The miracle of Facebook.  Let me explain: this was my first Thanksgiving abroad in a long, long time (since Paris, I think), and Myra’s first Thanksgiving away from her New Jersey hometown and her family since middle school.  Given the lack of ovens and spaceous kitchens in our neck of Shanghai, it would’ve been near impossible to prepare a full Thanksgiving feast in the grandeur that we were used to.  Fortunately, there was a little status update from Madison, a Western-restaurant here run by a jovial chef named Austin Hu, to which Myra and I had been for dinner once many months ago (the spicy hot chocolate there had been exceptional, of all things to remember).  Anyway, Chef Austin and team were cooking up to-go Thanksgiving packages, one with just turkey plus sauces and another with turkey plus the whole sack of sides.  Since our group was predominantly folks far from home, with the rest being first-time Thanksgiving celebrators, dinner turned out to be surprisingly true-to-tradition, the turkey quite flavorful and (importantly) not dry, and the sides plentiful and tasty.

The whole spread (note the slab of butter and the paper turkey, imported from America):

The sides and sauces:

We added our own homemade desserts – apple crumble and miniature pecan pies, plus Madison’s pumpkin pies.

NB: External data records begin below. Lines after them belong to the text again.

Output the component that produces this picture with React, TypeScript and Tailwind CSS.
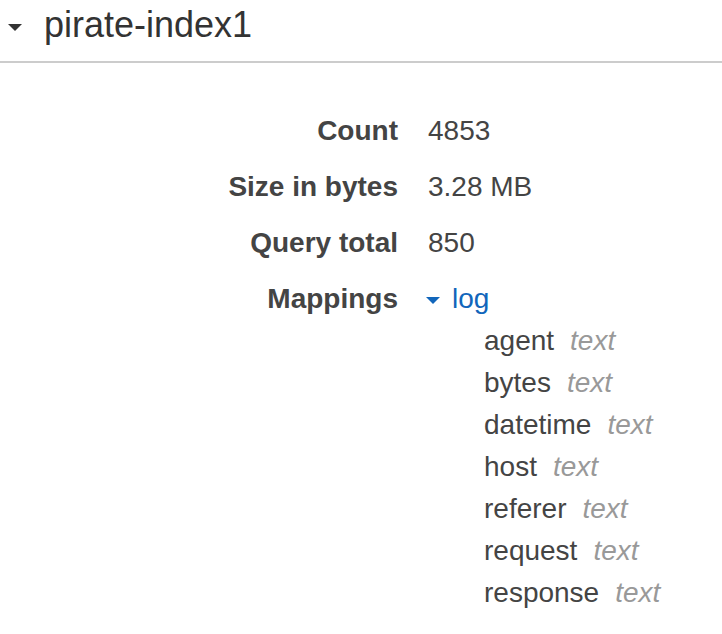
import React from "react";

const fields = ["agent", "bytes", "datetime", "host", "referer", "request", "response"];

function Caret({ className }: { className: string }) {
  return (
    <svg viewBox="0 0 14 7" className={className} fill="currentColor">
      <path d="M0 0 H14 L7 7 Z" />
    </svg>
  );
}

function Row({ label, children }: { label: string; children: React.ReactNode }) {
  return (
    <div className="flex mb-[14px]">
      <div className="w-[398px] shrink-0 text-right font-bold">{label}</div>
      <div className="pl-[30px]">{children}</div>
    </div>
  );
}

export default function App() {
  return (
    <div
      className="w-[722px] h-[634px] bg-white text-[#444] overflow-hidden"
      style={{ fontFamily: '"Liberation Sans", Arial, sans-serif' }}
    >
      <div className="flex items-center pt-[3px] pb-[15px] border-b-2 border-[#cccccc]">
        <Caret className="w-[14px] h-[7px] ml-[8px] mt-[6px] text-[#333]" />
        <span className="ml-[22px] text-[36px] leading-[43px] text-[#333]">pirate-index1</span>
      </div>
      <div className="pt-[47px] text-[28px] leading-[42px]">
        <Row label="Count">4853</Row>
        <Row label="Size in bytes">3.28 MB</Row>
        <Row label="Query total">850</Row>
        <Row label="Mappings">
          <div className="flex items-center text-[#1166bb]">
            <Caret className="w-[14px] h-[7px] mt-[2px] ml-[-2px]" />
            <span className="ml-[12px]">log</span>
          </div>
          <div className="pl-[56px]">
            {fields.map((f) => (
              <div key={f} className="flex">
                <span>{f}</span>
                <span className="ml-[16px] italic text-[#999]">text</span>
              </div>
            ))}
          </div>
        </Row>
      </div>
    </div>
  );
}
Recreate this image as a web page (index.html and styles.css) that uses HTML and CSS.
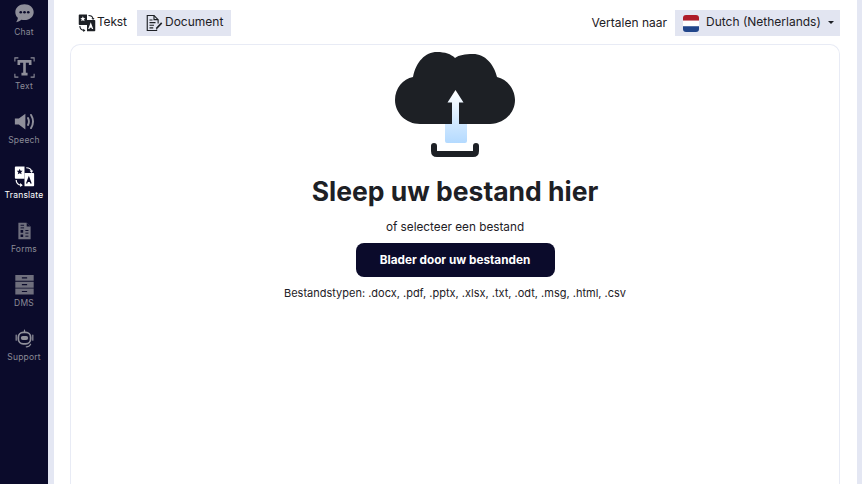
FILE: index.html
```html
<!DOCTYPE html>
<html lang="en">
<head>
  <meta charset="UTF-8" />
  <meta name="viewport" content="width=device-width, initial-scale=1" />
  <title>Translate</title>
  <link rel="stylesheet" href="styles.css">
</head>
<body>
  <nav class="sidebar">
    <a class="side-item">
      <svg class="side-icon" viewBox="0 0 24 24"><path d="M12 1.500c6 0 10.500 3.900 10.500 9s-4.500 9-10.500 9c-1.300 0-2.500-.2-3.600-.5-1.500 1.300-3.400 2.400-5.900 2.900 1.100-1.600 1.800-3.100 1.900-5C2.500 15.300 1.500 13 1.500 10.500c0-5.100 4.500-9 10.500-9z" fill="#8f8f9a"/><circle cx="7.700" cy="10.500" r="1.500" fill="#0b0b2b"/><circle cx="12" cy="10.500" r="1.500" fill="#0b0b2b"/><circle cx="16.300" cy="10.500" r="1.500" fill="#0b0b2b"/></svg>
      <span>Chat</span>
    </a>
    <a class="side-item">
      <svg class="side-icon" viewBox="0 0 24 24" fill="none" stroke="#8f8f9a" stroke-width="1.200"><path d="M1 5V1h4M19 1h4v4M1 19v4h4M19 23h4v-4"/><path d="M5.500 9V5h13v4M12 5v14.500M8.500 19.500h7" stroke-width="3"/></svg>
      <span>Text</span>
    </a>
    <a class="side-item">
      <svg class="side-icon" viewBox="0 0 24 24"><path d="M1 8.500h4.500L13 3v18l-7.500-5.500H1z" fill="#8f8f9a"/><path d="M16 8c1.300 2.500 1.300 5.500 0 8M19.500 4.500c2.700 4.500 2.700 10.500 0 15" fill="none" stroke="#8f8f9a" stroke-width="2.200" stroke-linecap="round"/></svg>
      <span>Speech</span>
    </a>
    <a class="side-item active">
      <svg class="side-icon" viewBox="0 0 24 24"><use href="#translate-icon"/></svg>
      <span>Translate</span>
    </a>
    <a class="side-item">
      <svg class="side-icon" viewBox="0 0 24 24"><path d="M5 3h9.500L19 7.500V22H5z" fill="#6f6f7d"/><path d="M14.500 3v4.500H19" fill="#0b0b2b"/><path d="M7.500 6h4M7.500 9h4M13 12h3.500M13 15h3.500M13 18.500h3.500" stroke="#0b0b2b" stroke-width="1.100"/><path d="M7.500 11.500h3v3h-3zM7.500 16.500h3v3h-3z" fill="#0b0b2b"/></svg>
      <span>Forms</span>
    </a>
    <a class="side-item">
      <svg class="side-icon" viewBox="0 0 24 24"><path d="M1.500 1h21v6.800h-21zM1.500 8.800h21v6.800h-21zM1.500 16.600h21v6.800h-21z" fill="#6f6f7d"/><path d="M9 4.500h6M9 12.200h6M9 20h6" stroke="#0b0b2b" stroke-width="1.400"/></svg>
      <span>DMS</span>
    </a>
    <a class="side-item">
      <svg class="side-icon" viewBox="0 0 24 24" fill="none" stroke="#8f8f9a"><rect x="5" y="5" width="14" height="13" rx="5.500" stroke-width="2"/><rect x="7.800" y="9" width="8.400" height="4.600" rx="2.300" fill="#8f8f9a" stroke="none"/><path d="M12 2.500v2M2.500 8v6M21.500 8v6" stroke-width="1.400" stroke-linecap="round"/><path d="M19 18.500c-1 2-2.500 3-5 3" stroke-width="1.300" stroke-linecap="round"/></svg>
      <span>Support</span>
    </a>
  </nav>

  <main class="content">
    <header class="toolbar">
      <div class="tabs">
        <button class="tab first">
          <svg class="tab-icon" viewBox="0 0 24 24"><use href="#translate-icon-dark"/></svg>
          Tekst
        </button>
        <button class="tab selected">
          <svg class="tab-icon" viewBox="0 0 24 24" fill="none" stroke="#1d2025" stroke-width="1.500"><path d="M15.500 20.500V22H3V2h9l5.500 5.500v5"/><path d="M12 2v5.500h5.500M6 8h4M6 11.500h8M6 15h6M6 18.500h5"/><path d="M15 18l6.500-7 1.500 1.500L16.500 19.500 14.500 20z" fill="#1d2025" stroke="none"/></svg>
          Document
        </button>
      </div>
      <div class="lang">
        <span class="lang-label">Vertalen naar</span>
        <button class="lang-select">
          <svg class="flag" viewBox="0 0 16 17"><path d="M0 5.700V3a3 3 0 0 1 3-3h10a3 3 0 0 1 3 3v2.700z" fill="#ae1c28"/><path d="M0 5.700h16v5.600H0z" fill="#fff"/><path d="M0 11.300h16V14a3 3 0 0 1-3 3H3a3 3 0 0 1-3-3z" fill="#21468b"/></svg>
          <span>Dutch (Netherlands)</span>
          <i class="caret"></i>
        </button>
      </div>
    </header>

    <section class="drop-card">
      <svg class="cloud" viewBox="0 0 120 106">
        <defs>
          <linearGradient id="arrowFill" x1="0" y1="0" x2="0" y2="1">
            <stop offset="0" stop-color="#ffffff"/>
            <stop offset="1" stop-color="#b4daff"/>
          </linearGradient>
        </defs>
        <path d="M25 72C11 72 0 61 0 48C0 36 8 27 18 25C21 10 30 0 42 0C50 0 56 2 60 6C64 3 70 2 78 2C90 2 99 12 102 25C112 27 120 37 120 48C120 61 109 72 95 72Z" fill="#1d2025"/>
        <path d="M60.500 38l8 12.500h-4.500V72h8v17a2 2 0 0 1-2 2H52a2 2 0 0 1-2-2V72h7V50.500h-4.500z" fill="url(#arrowFill)"/>
        <path d="M39 94V99Q39 102 42 102H78Q81 102 81 99V94" fill="none" stroke="#1d2025" stroke-width="6" stroke-linecap="round"/>
      </svg>
      <h1>Sleep uw bestand hier</h1>
      <p class="sub">of selecteer een bestand</p>
      <button class="browse">Blader door uw bestanden</button>
      <p class="types">Bestandstypen: .docx, .pdf, .pptx, .xlsx, .txt, .odt, .msg, .html, .csv</p>
    </section>
  </main>

  <svg class="defs" aria-hidden="true">
    <symbol id="translate-icon" viewBox="0 0 24 24">
      <path d="M1 1.500a1 1 0 0 1 1-1h10v14H2a1 1 0 0 1-1-1z" fill="#fff"/>
      <path d="M12 8h10a1 1 0 0 1 1 1v13a1 1 0 0 1-1 1H12z" fill="#fff"/>
      <path d="M6.500 3l1 2.300 2.400.2-1.800 1.600.6 2.400-2.200-1.300-2.200 1.300.6-2.400L3.100 5.500l2.400-.2z" fill="#0b0b2b"/>
      <path d="M17 11l3.300 9h-1.800l-.5-1.600h-2.200l-.5 1.600h-1.700z" fill="#0b0b2b"/>
      <path d="M14 2c3.500 0 5.500 1.500 6 4" fill="none" stroke="#fff" stroke-width="1.400"/>
      <path d="M17.800 5.500l2.400 2.500 1.800-2.800z" fill="#fff"/>
      <path d="M2.500 16c0 3.500 2 5.500 6 6" fill="none" stroke="#fff" stroke-width="1.400"/>
      <path d="M7 19.500l3 2.500-3 2z" fill="#fff"/>
    </symbol>
    <symbol id="translate-icon-dark" viewBox="0 0 24 24">
      <path d="M1 1.500a1 1 0 0 1 1-1h10v14H2a1 1 0 0 1-1-1z" fill="#1d2025"/>
      <path d="M12 8h10a1 1 0 0 1 1 1v13a1 1 0 0 1-1 1H12z" fill="#1d2025"/>
      <path d="M6.500 3l1 2.300 2.400.2-1.800 1.600.6 2.400-2.200-1.300-2.200 1.300.6-2.400L3.100 5.500l2.400-.2z" fill="#fff"/>
      <path d="M17 11l3.300 9h-1.800l-.5-1.600h-2.200l-.5 1.600h-1.700z" fill="#fff"/>
      <path d="M14 2c3.500 0 5.500 1.500 6 4" fill="none" stroke="#1d2025" stroke-width="1.400"/>
      <path d="M17.800 5.500l2.400 2.500 1.800-2.800z" fill="#1d2025"/>
      <path d="M2.500 16c0 3.500 2 5.500 6 6" fill="none" stroke="#1d2025" stroke-width="1.400"/>
      <path d="M7 19.500l3 2.500-3 2z" fill="#1d2025"/>
    </symbol>
  </svg>
</body>
</html>
```

FILE: styles.css
```css
* {
  box-sizing: border-box;
}

html, body {
  height: 100%;
}

body {
  margin: 0;
  display: flex;
  overflow: hidden;
  background-color: #fff;
  color: #1d2025;
  font-family: 'Inter', 'Liberation Sans', sans-serif;
}

.defs {
  display: none;
}

.sidebar {
  width: 54px;
  flex: none;
  display: flex;
  flex-direction: column;
  align-items: flex-start;
  padding-top: 3px;
  gap: 20.2px;
  background-color: #0b0b2b;
  border-right: 6px solid #e4e7f3;
}

.side-item {
  display: flex;
  flex-direction: column;
  align-items: center;
  gap: 3px;
  width: 48px;
  height: 34px;
  font-size: 8.500px;
  line-height: 10px;
  letter-spacing: 0.2px;
  color: #8a8a96;
}

.side-item.active {
  color: #fff;
}

.side-icon {
  width: 21px;
  height: 21px;
  flex: none;
}

.content {
  flex: 1;
  min-width: 0;
  display: flex;
  flex-direction: column;
  padding: 10px 17px 0 16px;
  border-right: 5px solid #e4e7f3;
}

.toolbar {
  display: flex;
  justify-content: space-between;
  align-items: center;
  height: 26px;
  margin-bottom: 8px;
}

.tabs, .lang {
  display: flex;
  align-items: center;
}

.tab, .lang-select {
  display: flex;
  align-items: center;
  height: 26px;
  border: none;
  background: none;
  color: #1d2025;
  font-family: inherit;
  font-size: 12px;
  white-space: nowrap;
  padding: 0 0 3px 8px;
  gap: 2px;
}

.tab.first {
  width: 67px;
  gap: 1px;
  letter-spacing: -0.2px;
}

.tab.selected {
  width: 94px;
}

.tab.selected, .lang-select {
  background-color: #e2e5f1;
}

.tab-icon {
  width: 18px;
  height: 18px;
  flex: none;
  margin-top: 3px;
}

.lang-label {
  font-size: 12px;
  margin-right: 8px;
  padding-bottom: 2px;
}

.lang-select {
  gap: 7px;
  padding-right: 8px;
  width: 165px;
}

.flag {
  width: 16px;
  height: 17px;
  flex: none;
  margin-top: 3px;
}

.caret {
  border-top: 3px solid #1d2025;
  border-left: 3px solid transparent;
  border-right: 3px solid transparent;
  margin-top: 2px;
}

.drop-card {
  flex: 1;
  display: flex;
  flex-direction: column;
  align-items: center;
  padding-top: 7px;
  border: 1px solid #e8ebf5;
  border-bottom: none;
  border-radius: 10px 10px 0 0;
}

.cloud {
  width: 120px;
  height: 106px;
  flex: none;
}

h1 {
  margin: 17px 0 0;
  font-size: 26.500px;
  line-height: 32px;
  font-weight: 700;
}

.sub {
  margin: 12px 0 0;
  font-size: 11.750px;
  line-height: 16px;
}

.browse {
  margin-top: 8px;
  width: 199px;
  height: 34px;
  border: none;
  border-radius: 8px;
  background-color: #0b0b2b;
  color: #fff;
  font-family: inherit;
  font-size: 11.750px;
  font-weight: 700;
}

.types {
  margin: 8px 0 0;
  font-size: 11px;
  line-height: 16px;
}
```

I certainly had a lot to be thankful for, both for last night’s festivities, as well as this past year of exciting life changes, love rekindled, friends with senses of humor and voracious appetites, family to remind us that we always have a place in this world, restaurants visited and revisited, exercise postponed, waistbands stretched, bootleg movies watched, amazing places traveled, languages and words learned and relearned, and laughter shared until our cheeks hurt.

Happy post-Thanksgiving leftover binge, everybody!